(EXERCISE DESCRIPTION):
Report every line in the listing below where the string "full" shows up.

(INFORMATION PROVIDED):
################
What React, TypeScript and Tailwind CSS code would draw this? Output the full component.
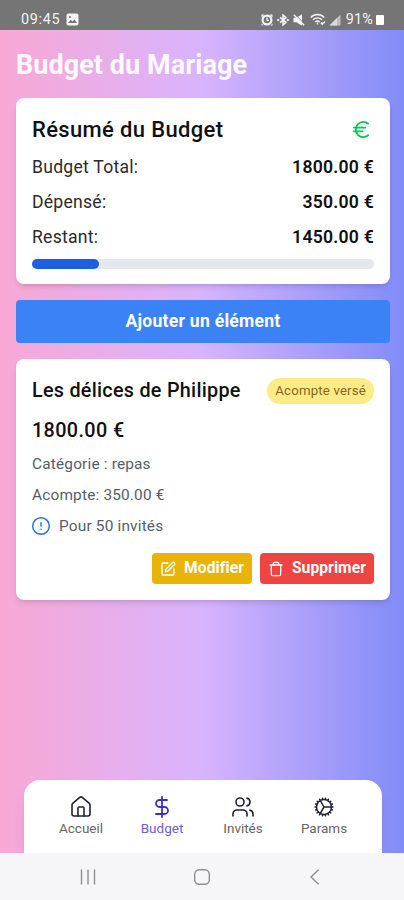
import type { ReactNode } from 'react';
import { CircleAlert, DollarSign, Euro, House, SquarePen, Trash, Users } from 'lucide-react';
import { HiOutlineCog } from 'react-icons/hi2';

interface BudgetItem {
  id: string;
  name: string;
  amount: number;
  category: string;
  deposit: number;
  guests: number;
}

const TOTAL = 1800;

const items: BudgetItem[] = [
  { id: '1', name: 'Les délices de Philippe', amount: 1800, category: 'repas', deposit: 350, guests: 50 },
];

const formatPrice = (value: number) => `${value.toFixed(2)} €`;

function StatusBar() {
  return (
    <div className="flex h-[30px] items-center justify-between bg-[#757575] pt-[9px] pr-[20px] pl-[21px] text-[14.4px] leading-none text-[#f4f4f4]">
      <div className="flex items-center gap-[6px]">
        <span className="pt-[2px] tracking-[0.7px]">09:45</span>
        <svg width="13" height="13" viewBox="0 0 13 13">
          <rect x="0.5" y="0.5" width="12" height="12" rx="2" fill="#f4f4f4" />
          <path d="M2 10l2.7-3.2 1.8 1.8 2-2L11 10z" fill="#757575" />
          <circle cx="4" cy="4" r="1" fill="#757575" />
        </svg>
      </div>
      <div className="flex items-center">
        {/* alarm */}
        <svg className="mr-[4px]" width="12" height="12" viewBox="0 0 12 12" fill="#f4f4f4">
          <path d="M0.5 0.5h3L0.5 3.5zM11.5 0.5h-3l3 3zM0.5 11.5v-2l2 2zM11.5 11.5v-2l-2 2z" />
          <circle cx="6" cy="6" r="5.5" />
          <circle cx="6" cy="6" r="3.3" fill="#757575" />
          <path d="M6 3.6V6.3H8" fill="none" stroke="#f4f4f4" strokeWidth="1.2" />
        </svg>
        {/* bluetooth */}
        <svg className="mr-[4px]" width="12" height="12" viewBox="0 0 12 12" fill="none" stroke="#f4f4f4" strokeWidth="1.5">
          <path d="M3 3.3l6 5-3 2.7V1l3 2.7-6 5" />
          <path d="M0.3 6h1.8M9.9 6h1.8" strokeWidth="2" />
        </svg>
        {/* sound off */}
        <svg className="mr-[5px]" width="12" height="12" viewBox="0 0 12 12">
          <path d="M0.5 3.8h3L9 0.3v11.4L3.5 8.2h-3z" fill="#f4f4f4" />
          <path d="M1.6 0l10 10" stroke="#757575" strokeWidth="1" />
          <path d="M0.8 0.8l10.4 10.4" stroke="#f4f4f4" strokeWidth="1.4" />
        </svg>
        {/* wifi */}
        <svg className="mr-[3px]" width="16" height="13" viewBox="0 0 16 13" fill="none" stroke="#f4f4f4" strokeWidth="1.4">
          <path d="M0.8 4.5c3.6-4 9.8-4 13.4 0M3 6.8c2.5-2.6 6.6-2.6 9 0M5.2 9c1.3-1.4 3.3-1.4 4.6 0" />
          <path d="M7.5 9.5v2M11 9.5l1.2 1.8 1.2-1.8M13.8 10.2l1-1.7" />
        </svg>
        {/* signal */}
        <svg className="mr-[5px]" width="12" height="12" viewBox="0 0 12 12">
          <path d="M0.5 11.5L11.5 0.5V11.5z" fill="#bdbdbd" />
          <path d="M0.5 11.5L8 4v7.5z" fill="#dcdcdc" />
        </svg>
        <span className="pt-[2px] tracking-[0.2px]">91%</span>
        <span className="ml-[3px] h-[10px] w-[8px] rounded-[1px] bg-white" />
      </div>
    </div>
  );
}

function SummaryRow({ label, value }: { label: string; value: number }) {
  return (
    <div className="mb-[9px] flex h-[26px] items-center justify-between text-[17.6px] tracking-[0.24px]">
      <span className="text-[#2b2b2b]">{label}</span>
      <span className="font-semibold">{formatPrice(value)}</span>
    </div>
  );
}

function Summary({ spent }: { spent: number }) {
  // share of the budget already spent
  const percent = (spent / TOTAL) * 100;

  return (
    <div className="h-[186px] rounded-lg bg-white px-4 pt-4 shadow-md">
      <div className="mb-[9px] flex h-[31px] items-center justify-between">
        <h2 className="text-[22px] font-medium tracking-[0.35px]">Résumé du Budget</h2>
        <Euro className="mr-[1px] size-[23px] text-green-500" strokeWidth={1.8} />
      </div>
      <SummaryRow label="Budget Total:" value={TOTAL} />
      <SummaryRow label="Dépensé:" value={spent} />
      <SummaryRow label="Restant:" value={TOTAL - spent} />
      <div className="h-[10px] rounded-full bg-gray-200">
        <div className="h-full rounded-full bg-[#1d5fe0]" style={{ width: `${percent}%` }} />
      </div>
    </div>
  );
}

function ItemCard({ item }: { item: BudgetItem }) {
  return (
    <div className="h-[241px] rounded-lg bg-white px-4 pt-4 shadow-md">
      <div className="flex h-[31px] items-center justify-between">
        <h3 className="text-[19.8px] font-medium tracking-[0.27px]">{item.name}</h3>
        <span className="flex h-[26px] items-center rounded-full bg-[#fdec85] px-2 text-[13.2px] tracking-[0.2px] text-[#8a6426]">
          Acompte versé
        </span>
      </div>
      <p className="mt-[10px] h-[30px] text-[19.8px] leading-[30px] font-medium tracking-[0.38px]">{formatPrice(item.amount)}</p>
      <div className="mt-[7px] flex flex-col gap-[9px] text-[15.4px] leading-[22px] tracking-[0.18px] text-[#565d69]">
        <p>Catégorie : {item.category}</p>
        <p>Acompte: {formatPrice(item.deposit)}</p>
        <p className="flex items-center gap-2">
          <CircleAlert className="-ml-px size-[20px] text-[#2d73e0]" strokeWidth={1.8} />
          Pour {item.guests} invités
        </p>
      </div>
      <div className="mt-[16px] flex justify-end gap-2 text-[15.6px] font-bold tracking-[0.08px] text-white">
        <button className="flex h-[31px] items-center gap-2 rounded bg-[#eab308] px-2">
          <SquarePen className="size-[16px]" />
          Modifier
        </button>
        <button className="flex h-[31px] items-center gap-2 rounded bg-[#ef4444] px-2">
          <Trash className="size-[16px]" />
          Supprimer
        </button>
      </div>
    </div>
  );
}

function NavItem({ label, icon, active }: { label: string; icon: ReactNode; active?: boolean }) {
  return (
    <a className={`flex w-[81px] flex-col items-center ${active ? 'text-[#3b2fc9]' : 'text-[#1e2235]'}`}>
      {icon}
      <span className={`text-[13.5px] leading-[18px] ${active ? 'text-[#6a5fd8]' : 'text-[#666]'}`}>{label}</span>
    </a>
  );
}

function BottomNav() {
  return (
    <nav className="mr-[22px] ml-6 flex h-[73px] justify-center rounded-t-2xl bg-white pt-[15px] pr-px shadow-lg">
      <NavItem label="Accueil" icon={<House className="size-[24px]" strokeWidth={1.6} />} />
      <NavItem label="Budget" icon={<DollarSign className="size-[24px]" strokeWidth={1.8} />} active />
      <NavItem label="Invités" icon={<Users className="size-[24px]" strokeWidth={1.6} />} />
      <NavItem label="Params" icon={<HiOutlineCog className="size-[24px]" />} />
    </nav>
  );
}

function SystemNav() {
  return (
    <div className="flex h-[47px] items-center justify-center gap-[97.5px] bg-[#f6f6f8] pr-px">
      <svg width="16" height="16" viewBox="0 0 16 16" stroke="#8f8f8f" strokeWidth="1.4">
        <path d="M1.5 0.5v15M8 0.5v15M14.5 0.5v15" />
      </svg>
      <svg width="16" height="16" viewBox="0 0 16 16" fill="none" stroke="#8f8f8f" strokeWidth="1.4">
        <rect x="0.7" y="0.7" width="14.6" height="14.6" rx="4.5" />
      </svg>
      <svg width="16" height="16" viewBox="0 0 16 16" fill="none" stroke="#8f8f8f" strokeWidth="1.4">
        <path d="M11.5 0.7L4 8l7.5 7.3" />
      </svg>
    </div>
  );
}

export default function App() {
  const spent = items.reduce((sum, item) => sum + item.deposit, 0);

  return (
    <div className="flex h-[900px] w-[404px] flex-col overflow-hidden bg-linear-to-r/srgb from-[#f9a8d4] via-[#d8b4fe] to-[#818cf8] font-[Roboto,sans-serif] text-[#111]">
      <StatusBar />
      <main className="flex flex-1 flex-col gap-4 pr-[14px] pl-4">
        <h1 className="mt-[17px] h-[35px] text-[27px] leading-[37px] font-bold tracking-[0.06px] text-[#fff8ff]">Budget du Mariage</h1>
        <Summary spent={spent} />
        <button className="h-[43px] rounded bg-[#3b82f6] text-[17.6px] font-bold tracking-[0.24px] text-white">
          Ajouter un élément
        </button>
        {items.map(item => (
          <ItemCard key={item.id} item={item} />
        ))}
      </main>
      <BottomNav />
      <SystemNav />
    </div>
  );
}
################
(TASK RESULT):
What React, TypeScript and Tailwind CSS code would draw this? Output the full component.
      <div className="h-[10px] rounded-full bg-gray-200">
        <div className="h-full rounded-full bg-[#1d5fe0]" style={{ width: `${percent}%` }} />
        <span className="flex h-[26px] items-center rounded-full bg-[#fdec85] px-2 text-[13.2px] tracking-[0.2px] text-[#8a6426]">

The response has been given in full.